S’mores Cookies are fun to make with marshmallow fluff, chocolate chips, and graham cracker crumbs. What's the best part? They're topped off with melted candy bars!
Preheat oven to 350ºF and line baking sheet with parchment paper.
Cream together the butter and brown sugar in a mixing bowl with a hand mixer until light and smooth.
MIx in the flour, graham cracker crumbs, baking powder, and baking soda until just combined.
Fold in the mini chocolate chips.
Mix everything together to create a crumbly dough.
Use a two tablespoon cookie scoop to portion out six cookie dough balls onto the baking sheet. Flatten each ball slightly.

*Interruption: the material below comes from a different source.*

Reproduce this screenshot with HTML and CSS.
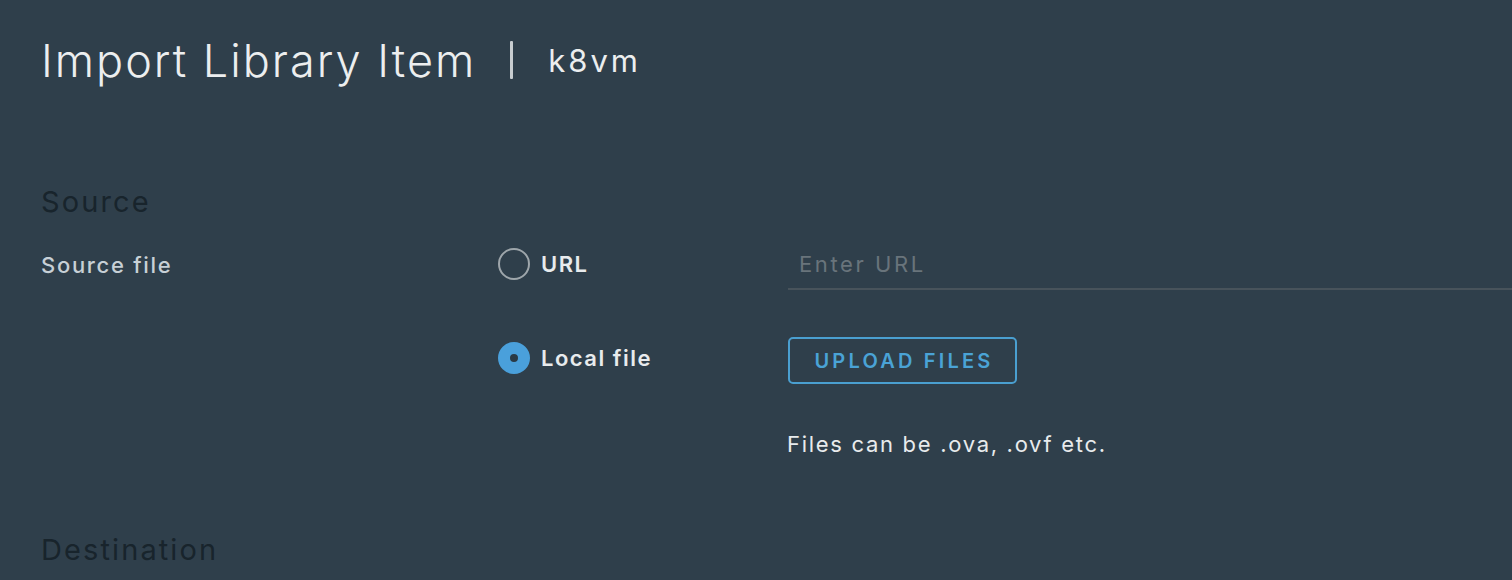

Pipe about one to two teaspoons of fluff on top using a piping bag with a round tip.
Carefully wrap the dough around the fluff to form a ball again.
Bake for about 10 minutes or until golden brown on the bottom. While the cookies are baking, break the snack size Hershey bars into four small pieces each. Once the cookies come out of the oven, immediately press two Hershey pieces on top of each cookie. Let them set long enough for the chocolate to melt.
Notes
Leftovers: Let the chocolate topper firm up first. If you’re in a hurry, place them in the fridge on a baking sheet to set faster. Then store at room temperature in an airtight container for up to five days.
Room Temperature: Store cooled cookies at room temperature in an airtight container for up to five days. If stacking them, separate layers with parchment paper so the chocolate doesn’t smudge.
Freeze: For longer storage, freeze the baked cookies for up to two months, then thaw at room temperature before serving.